What to work on —
All lines featuring the string "styles" are to be listed.
^^^^
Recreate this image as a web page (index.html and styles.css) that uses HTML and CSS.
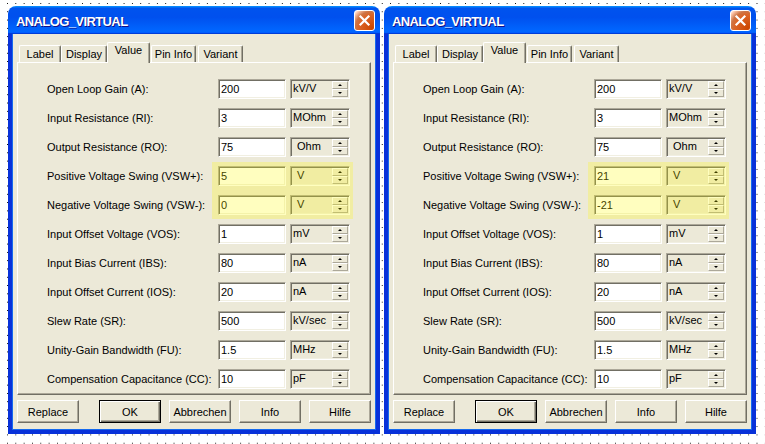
FILE: index.html
```html
<!DOCTYPE html>
<html lang="de">
<head>
  <meta charset="UTF-8" />
  <title>ANALOG_VIRTUAL</title>
  <link rel="stylesheet" href="styles.css">
</head>
<body>
  <div class="window">
    <div class="titlebar">
      <span class="title">ANALOG_VIRTUAL</span>
      <span class="close"><svg width="13" height="13" viewBox="0 0 13 13"><path d="M2.5 2.5 L10.5 10.5 M10.5 2.5 L2.5 10.5" stroke="#fff" stroke-width="2.2" stroke-linecap="square" fill="none"/></svg></span>
    </div>
    <div class="frame">
      <div class="tabs">
        <span class="tab tab-label">Label</span>
        <span class="tab tab-display">Display</span>
        <span class="tab tab-value active">Value</span>
        <span class="tab tab-pin">Pin Info</span>
        <span class="tab tab-variant">Variant</span>
      </div>
      <div class="panel">
        <div class="row"><label>Open Loop Gain (A):</label><input class="value" value="200"><div class="unit"><span>kV/V</span><span class="spin"><i class="up"></i><i class="down"></i></span></div></div>
        <div class="row"><label>Input Resistance (RI):</label><input class="value" value="3"><div class="unit"><span>MOhm</span><span class="spin"><i class="up"></i><i class="down"></i></span></div></div>
        <div class="row"><label>Output Resistance (RO):</label><input class="value" value="75"><div class="unit"><span class="pad">Ohm</span><span class="spin"><i class="up"></i><i class="down"></i></span></div></div>
        <div class="swing">
          <div class="row"><label>Positive Voltage Swing (VSW+):</label><input class="value" value="5"><div class="unit"><span class="pad">V</span><span class="spin"><i class="up"></i><i class="down"></i></span></div></div>
          <div class="row"><label>Negative Voltage Swing (VSW-):</label><input class="value" value="0"><div class="unit"><span class="pad">V</span><span class="spin"><i class="up"></i><i class="down"></i></span></div></div>
        </div>
        <div class="row"><label>Input Offset Voltage (VOS):</label><input class="value" value="1"><div class="unit"><span>mV</span><span class="spin"><i class="up"></i><i class="down"></i></span></div></div>
        <div class="row"><label>Input Bias Current (IBS):</label><input class="value" value="80"><div class="unit"><span>nA</span><span class="spin"><i class="up"></i><i class="down"></i></span></div></div>
        <div class="row"><label>Input Offset Current (IOS):</label><input class="value" value="20"><div class="unit"><span>nA</span><span class="spin"><i class="up"></i><i class="down"></i></span></div></div>
        <div class="row"><label>Slew Rate (SR):</label><input class="value" value="500"><div class="unit"><span>kV/sec</span><span class="spin"><i class="up"></i><i class="down"></i></span></div></div>
        <div class="row"><label>Unity-Gain Bandwidth (FU):</label><input class="value" value="1.5"><div class="unit"><span>MHz</span><span class="spin"><i class="up"></i><i class="down"></i></span></div></div>
        <div class="row"><label>Compensation Capacitance (CC):</label><input class="value" value="10"><div class="unit"><span>pF</span><span class="spin"><i class="up"></i><i class="down"></i></span></div></div>
      </div>
      <div class="buttons">
        <button>Replace</button>
        <button class="ok">OK</button>
        <button>Abbrechen</button>
        <button>Info</button>
        <button>Hilfe</button>
      </div>
    </div>
  </div>

  <div class="window">
    <div class="titlebar">
      <span class="title">ANALOG_VIRTUAL</span>
      <span class="close"><svg width="13" height="13" viewBox="0 0 13 13"><path d="M2.5 2.5 L10.5 10.5 M10.5 2.5 L2.5 10.5" stroke="#fff" stroke-width="2.2" stroke-linecap="square" fill="none"/></svg></span>
    </div>
    <div class="frame">
      <div class="tabs">
        <span class="tab tab-label">Label</span>
        <span class="tab tab-display">Display</span>
        <span class="tab tab-value active">Value</span>
        <span class="tab tab-pin">Pin Info</span>
        <span class="tab tab-variant">Variant</span>
      </div>
      <div class="panel">
        <div class="row"><label>Open Loop Gain (A):</label><input class="value" value="200"><div class="unit"><span>kV/V</span><span class="spin"><i class="up"></i><i class="down"></i></span></div></div>
        <div class="row"><label>Input Resistance (RI):</label><input class="value" value="3"><div class="unit"><span>MOhm</span><span class="spin"><i class="up"></i><i class="down"></i></span></div></div>
        <div class="row"><label>Output Resistance (RO):</label><input class="value" value="75"><div class="unit"><span class="pad">Ohm</span><span class="spin"><i class="up"></i><i class="down"></i></span></div></div>
        <div class="swing">
          <div class="row"><label>Positive Voltage Swing (VSW+):</label><input class="value" value="21"><div class="unit"><span class="pad">V</span><span class="spin"><i class="up"></i><i class="down"></i></span></div></div>
          <div class="row"><label>Negative Voltage Swing (VSW-):</label><input class="value" value="-21"><div class="unit"><span class="pad">V</span><span class="spin"><i class="up"></i><i class="down"></i></span></div></div>
        </div>
        <div class="row"><label>Input Offset Voltage (VOS):</label><input class="value" value="1"><div class="unit"><span>mV</span><span class="spin"><i class="up"></i><i class="down"></i></span></div></div>
        <div class="row"><label>Input Bias Current (IBS):</label><input class="value" value="80"><div class="unit"><span>nA</span><span class="spin"><i class="up"></i><i class="down"></i></span></div></div>
        <div class="row"><label>Input Offset Current (IOS):</label><input class="value" value="20"><div class="unit"><span>nA</span><span class="spin"><i class="up"></i><i class="down"></i></span></div></div>
        <div class="row"><label>Slew Rate (SR):</label><input class="value" value="500"><div class="unit"><span>kV/sec</span><span class="spin"><i class="up"></i><i class="down"></i></span></div></div>
        <div class="row"><label>Unity-Gain Bandwidth (FU):</label><input class="value" value="1.5"><div class="unit"><span>MHz</span><span class="spin"><i class="up"></i><i class="down"></i></span></div></div>
        <div class="row"><label>Compensation Capacitance (CC):</label><input class="value" value="10"><div class="unit"><span>pF</span><span class="spin"><i class="up"></i><i class="down"></i></span></div></div>
      </div>
      <div class="buttons">
        <button>Replace</button>
        <button class="ok">OK</button>
        <button>Abbrechen</button>
        <button>Info</button>
        <button>Hilfe</button>
      </div>
    </div>
  </div>
</body>
</html>
```

FILE: styles.css
```css
:root {
  --face: #ece9d8;
  --light: #ffffff;
  --shade: #aca899;
  --dark: #716f64;
  --xp-blue: #0831d9;
}

body {
  margin: 0;
  height: 444px;
  box-sizing: border-box;
  overflow: hidden;
  padding: 6px 0 0 8px;
  display: flex;
  align-items: flex-start;
  gap: 4px;
  background-color: #000;
  background-image:
    linear-gradient(90deg, transparent 1px, #fff 1px),
    linear-gradient(transparent 1px, #fff 1px);
  background-size: 8.33px 8.3px;
  background-position: 7px 3px;
  font-family: "Liberation Sans", Arial, sans-serif;
  font-size: 11px;
  color: #000;
}

.window {
  width: 372px;
  height: 428px;
  display: flex;
  flex-direction: column;
  flex: none;
}

.titlebar {
  height: 28px;
  flex: none;
  box-sizing: border-box;
  padding: 0 5px 0 8px;
  display: flex;
  align-items: center;
  justify-content: space-between;
  border-radius: 8px 8px 0 0;
  background: linear-gradient(180deg, #0997ff 0%, #0053ee 8%, #0050ee 40%, #0066ff 88%, #0066ff 93%, #005bff 95%, #003dd7 96%, #003dd7 100%);
}

.title {
  padding-top: 2px;
  color: #fff;
  font-size: 13px;
  font-weight: bold;
  letter-spacing: -0.6px;
  text-shadow: 1px 1px #0f1089;
}

.close {
  width: 21px;
  height: 21px;
  box-sizing: border-box;
  display: flex;
  align-items: center;
  justify-content: center;
  border: 1px solid #fff;
  border-radius: 3px;
  background: radial-gradient(circle at 90% 90%, #cc4600 0%, #dc6527 55%, #cd7546 70%, #ffccb2 90%, #fff 100%);
}

.frame {
  flex: 1;
  display: flex;
  flex-direction: column;
  padding: 8px 5px 7px;
  background: var(--face);
  border: 4px solid var(--xp-blue);
  border-top: 0;
  box-shadow: inset 1px 0 #166aee, inset -1px 0 #166aee, inset 0 -1px #166aee;
}

.tabs {
  height: 20px;
  display: flex;
  align-items: flex-end;
  padding-left: 2px;
}

.tab {
  height: 17px;
  box-sizing: border-box;
  text-align: center;
  line-height: 16px;
  border: 1px solid;
  border-color: var(--light) var(--dark) transparent var(--light);
  border-bottom: 0;
  border-radius: 2px 2px 0 0;
  box-shadow: inset -1px 0 var(--shade);
  background: var(--face);
}
.tab-label { width: 42px; }
.tab-display { width: 46px; }
.tab-value { width: 43px; margin-right: 1px; }
.tab-pin { width: 45px; margin-right: 2px; }
.tab-variant { width: 45px; }

.tab.active {
  height: 21px;
  margin-bottom: -1px;
  line-height: 15px;
  position: relative;
  z-index: 1;
}

.panel {
  height: 333px;
  box-sizing: border-box;
  padding: 16px 0 0 29px;
  display: flex;
  flex-direction: column;
  gap: 9px;
  border: 1px solid;
  border-color: var(--light) var(--dark) var(--dark) var(--light);
  box-shadow: inset -1px -1px var(--shade);
}

.row {
  height: 20px;
  display: flex;
  align-items: center;
}

.row label {
  width: 167px;
  margin-right: 4px;
}

.value {
  width: 68px;
  height: 20px;
  box-sizing: border-box;
  margin: 0 4px 0 0;
  padding: 0 2px;
  font: inherit;
  color: #000;
  background: #fff;
  border: 1px solid;
  border-color: var(--shade) var(--light) var(--light) var(--shade);
  box-shadow: inset 1px 1px var(--dark), inset -1px -1px #f1efe2;
  outline: none;
}

.unit {
  width: 60px;
  height: 20px;
  box-sizing: border-box;
  display: flex;
  align-items: center;
  justify-content: space-between;
  padding: 0 1px 0 1px;
  border: 1px solid;
  border-color: var(--shade) var(--light) var(--light) var(--shade);
  box-shadow: inset 1px 1px var(--dark), inset -1px -1px #f1efe2;
  background: var(--face);
}
.unit span:first-child {
  padding-left: 1px;
  margin-top: -3px;
}
.unit .pad {
  padding-left: 5px !important;
}

.spin {
  width: 16px;
  height: 16px;
  display: flex;
  flex-direction: column;
}
.spin i {
  flex: 1;
  display: flex;
  align-items: center;
  justify-content: center;
  border: 1px solid;
  border-color: var(--light) var(--shade) var(--shade) var(--light);
}
.spin i::after {
  content: "";
  border-left: 2px solid transparent;
  border-right: 2px solid transparent;
}
.spin .up::after { border-bottom: 2px solid #000; }
.spin .down::after { border-top: 2px solid #000; }

.swing {
  position: relative;
  display: flex;
  flex-direction: column;
  gap: 9px;
}
.swing::after {
  content: "";
  position: absolute;
  top: -4px;
  bottom: -4px;
  left: 165px;
  width: 141px;
  background: rgba(255, 250, 0, 0.25);
  pointer-events: none;
}

.buttons {
  display: flex;
  gap: 8px;
  margin-top: 5px;
}
.buttons button {
  width: 62px;
  height: 23px;
  box-sizing: border-box;
  padding: 0;
  font: inherit;
  color: #000;
  background: var(--face);
  border: 1px solid;
  border-color: var(--light) var(--dark) var(--dark) var(--light);
  box-shadow: inset -1px -1px var(--shade);
}
.buttons .ok {
  margin-left: auto;
  border-color: #000;
  box-shadow: inset 1px 1px var(--light), inset -1px -1px var(--dark), inset -2px -2px var(--shade);
}
```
^^^^
Written solution —
Recreate this image as a web page (index.html and styles.css) that uses HTML and CSS.
  <link rel="stylesheet" href="styles.css">
FILE: styles.css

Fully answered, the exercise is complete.